CHALLENGE ▸ Report how many lines of the listing below include the word "this". Give nothing but the number.

— BEGIN WORKING DATA —

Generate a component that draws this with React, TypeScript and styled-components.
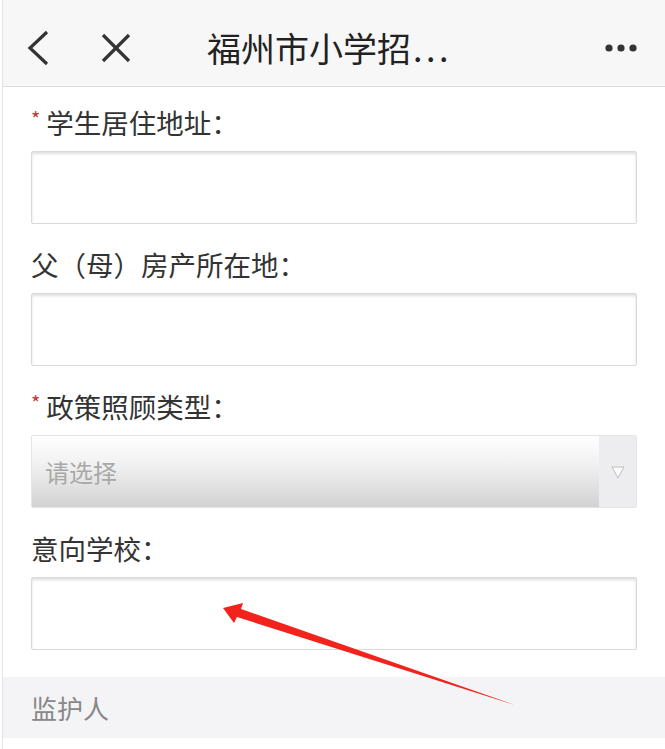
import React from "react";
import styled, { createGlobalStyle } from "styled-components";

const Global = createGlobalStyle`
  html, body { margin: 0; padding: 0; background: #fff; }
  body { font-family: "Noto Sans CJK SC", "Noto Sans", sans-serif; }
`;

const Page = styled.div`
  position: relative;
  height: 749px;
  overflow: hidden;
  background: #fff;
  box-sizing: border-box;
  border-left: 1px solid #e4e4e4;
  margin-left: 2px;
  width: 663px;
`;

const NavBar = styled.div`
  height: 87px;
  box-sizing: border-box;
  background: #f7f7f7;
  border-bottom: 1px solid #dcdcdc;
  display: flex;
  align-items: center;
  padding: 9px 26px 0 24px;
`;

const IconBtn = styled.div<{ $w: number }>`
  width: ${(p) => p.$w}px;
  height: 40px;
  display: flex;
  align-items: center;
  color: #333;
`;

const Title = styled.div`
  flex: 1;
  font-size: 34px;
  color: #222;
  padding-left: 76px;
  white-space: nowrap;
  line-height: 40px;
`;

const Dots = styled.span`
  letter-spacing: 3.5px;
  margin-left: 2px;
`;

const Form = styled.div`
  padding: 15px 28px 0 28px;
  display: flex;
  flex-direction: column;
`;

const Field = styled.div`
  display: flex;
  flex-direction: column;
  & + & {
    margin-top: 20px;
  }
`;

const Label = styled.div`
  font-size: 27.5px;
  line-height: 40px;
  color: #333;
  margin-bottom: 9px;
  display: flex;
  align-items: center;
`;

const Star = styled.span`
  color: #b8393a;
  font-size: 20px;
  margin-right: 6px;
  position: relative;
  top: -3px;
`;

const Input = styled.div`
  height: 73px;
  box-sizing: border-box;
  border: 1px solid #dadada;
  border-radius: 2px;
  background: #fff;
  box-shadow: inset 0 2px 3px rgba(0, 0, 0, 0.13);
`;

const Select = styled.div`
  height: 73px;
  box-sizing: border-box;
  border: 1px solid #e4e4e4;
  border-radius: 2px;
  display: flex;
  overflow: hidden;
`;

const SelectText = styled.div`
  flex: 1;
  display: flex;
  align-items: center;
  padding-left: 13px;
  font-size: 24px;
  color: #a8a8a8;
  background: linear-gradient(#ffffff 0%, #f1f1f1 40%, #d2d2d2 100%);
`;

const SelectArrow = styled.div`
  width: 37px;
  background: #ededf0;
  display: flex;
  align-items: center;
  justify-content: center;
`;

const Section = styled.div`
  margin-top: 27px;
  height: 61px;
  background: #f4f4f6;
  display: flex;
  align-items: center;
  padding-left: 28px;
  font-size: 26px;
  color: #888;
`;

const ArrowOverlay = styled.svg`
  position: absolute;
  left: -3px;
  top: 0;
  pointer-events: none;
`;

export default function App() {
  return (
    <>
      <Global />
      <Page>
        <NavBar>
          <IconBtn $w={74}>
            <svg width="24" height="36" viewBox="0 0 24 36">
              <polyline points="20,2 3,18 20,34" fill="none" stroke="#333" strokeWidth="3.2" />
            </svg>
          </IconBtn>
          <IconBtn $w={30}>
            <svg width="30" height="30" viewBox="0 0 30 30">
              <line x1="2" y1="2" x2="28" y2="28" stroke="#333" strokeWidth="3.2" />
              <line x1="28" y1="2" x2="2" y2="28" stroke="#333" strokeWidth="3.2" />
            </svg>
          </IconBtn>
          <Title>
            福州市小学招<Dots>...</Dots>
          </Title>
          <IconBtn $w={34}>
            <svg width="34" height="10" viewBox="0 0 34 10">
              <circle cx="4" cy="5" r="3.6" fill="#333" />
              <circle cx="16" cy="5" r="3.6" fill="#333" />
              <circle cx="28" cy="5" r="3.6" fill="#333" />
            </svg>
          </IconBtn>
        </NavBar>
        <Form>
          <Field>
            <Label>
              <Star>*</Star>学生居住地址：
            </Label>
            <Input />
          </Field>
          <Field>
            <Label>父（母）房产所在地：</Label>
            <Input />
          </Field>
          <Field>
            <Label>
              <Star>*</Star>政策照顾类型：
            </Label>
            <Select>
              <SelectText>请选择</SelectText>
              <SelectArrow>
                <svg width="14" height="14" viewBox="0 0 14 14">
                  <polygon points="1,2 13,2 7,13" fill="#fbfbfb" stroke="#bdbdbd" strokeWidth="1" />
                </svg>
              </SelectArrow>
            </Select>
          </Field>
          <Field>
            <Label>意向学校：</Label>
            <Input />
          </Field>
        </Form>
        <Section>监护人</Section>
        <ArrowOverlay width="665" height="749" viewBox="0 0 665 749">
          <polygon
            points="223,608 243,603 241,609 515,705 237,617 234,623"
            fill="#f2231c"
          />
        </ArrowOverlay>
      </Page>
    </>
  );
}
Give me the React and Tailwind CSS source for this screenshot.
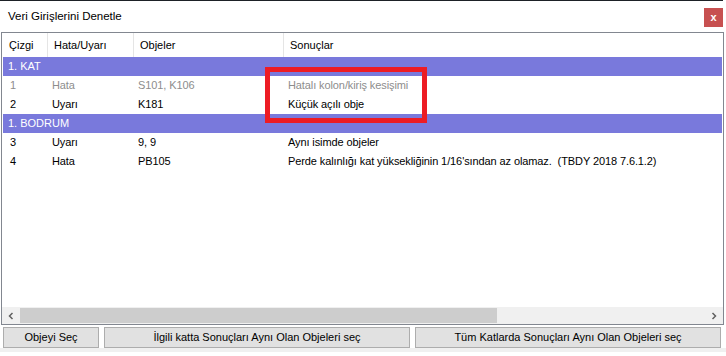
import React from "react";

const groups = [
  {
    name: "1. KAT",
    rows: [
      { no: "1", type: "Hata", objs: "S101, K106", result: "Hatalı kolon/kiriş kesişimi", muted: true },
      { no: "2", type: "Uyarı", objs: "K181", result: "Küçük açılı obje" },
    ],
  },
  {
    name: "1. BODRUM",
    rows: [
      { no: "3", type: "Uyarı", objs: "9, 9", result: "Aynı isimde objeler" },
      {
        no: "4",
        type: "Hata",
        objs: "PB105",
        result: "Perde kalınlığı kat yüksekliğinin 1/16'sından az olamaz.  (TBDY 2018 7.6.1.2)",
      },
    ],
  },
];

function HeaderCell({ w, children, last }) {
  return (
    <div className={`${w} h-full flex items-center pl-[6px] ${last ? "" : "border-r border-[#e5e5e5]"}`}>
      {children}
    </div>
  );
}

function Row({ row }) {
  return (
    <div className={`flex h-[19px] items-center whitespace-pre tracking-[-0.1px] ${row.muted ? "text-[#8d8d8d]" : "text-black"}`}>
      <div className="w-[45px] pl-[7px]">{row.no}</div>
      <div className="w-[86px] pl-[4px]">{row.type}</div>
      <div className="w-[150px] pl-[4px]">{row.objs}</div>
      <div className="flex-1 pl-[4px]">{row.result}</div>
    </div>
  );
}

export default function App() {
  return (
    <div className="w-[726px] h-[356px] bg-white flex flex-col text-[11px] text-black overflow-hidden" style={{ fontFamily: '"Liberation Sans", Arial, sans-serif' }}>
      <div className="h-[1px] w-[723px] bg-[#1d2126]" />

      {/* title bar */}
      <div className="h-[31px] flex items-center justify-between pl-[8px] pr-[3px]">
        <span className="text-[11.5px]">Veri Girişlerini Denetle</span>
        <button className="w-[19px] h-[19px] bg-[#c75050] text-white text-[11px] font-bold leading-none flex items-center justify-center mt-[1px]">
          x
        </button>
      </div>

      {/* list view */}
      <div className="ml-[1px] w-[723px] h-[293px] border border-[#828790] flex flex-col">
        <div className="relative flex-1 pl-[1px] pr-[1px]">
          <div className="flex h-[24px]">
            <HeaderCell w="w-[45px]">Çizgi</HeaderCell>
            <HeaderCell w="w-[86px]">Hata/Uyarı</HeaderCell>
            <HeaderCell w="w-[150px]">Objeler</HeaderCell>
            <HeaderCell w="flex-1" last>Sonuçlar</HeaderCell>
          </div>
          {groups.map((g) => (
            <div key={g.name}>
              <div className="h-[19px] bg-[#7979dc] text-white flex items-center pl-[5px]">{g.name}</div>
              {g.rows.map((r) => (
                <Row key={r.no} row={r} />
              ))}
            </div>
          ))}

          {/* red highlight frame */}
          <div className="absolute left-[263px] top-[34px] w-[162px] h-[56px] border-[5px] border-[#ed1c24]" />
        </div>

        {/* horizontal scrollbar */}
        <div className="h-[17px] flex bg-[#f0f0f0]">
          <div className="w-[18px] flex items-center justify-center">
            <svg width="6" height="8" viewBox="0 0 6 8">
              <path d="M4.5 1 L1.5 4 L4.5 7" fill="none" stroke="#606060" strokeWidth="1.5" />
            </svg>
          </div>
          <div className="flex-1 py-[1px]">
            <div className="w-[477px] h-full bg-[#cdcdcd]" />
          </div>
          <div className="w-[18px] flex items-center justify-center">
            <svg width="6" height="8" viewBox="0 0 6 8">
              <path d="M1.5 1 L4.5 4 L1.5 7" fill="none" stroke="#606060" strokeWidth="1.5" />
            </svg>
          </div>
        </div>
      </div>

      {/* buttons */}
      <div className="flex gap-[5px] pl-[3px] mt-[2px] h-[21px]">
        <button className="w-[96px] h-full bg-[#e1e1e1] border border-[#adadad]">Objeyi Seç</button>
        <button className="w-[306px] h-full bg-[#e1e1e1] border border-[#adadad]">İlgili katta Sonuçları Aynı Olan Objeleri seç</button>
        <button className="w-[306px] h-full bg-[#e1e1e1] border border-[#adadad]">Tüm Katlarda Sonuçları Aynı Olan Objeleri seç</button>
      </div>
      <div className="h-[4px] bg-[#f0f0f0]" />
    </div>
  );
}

— END WORKING DATA —

COMPLETE OUTPUT ▸ 2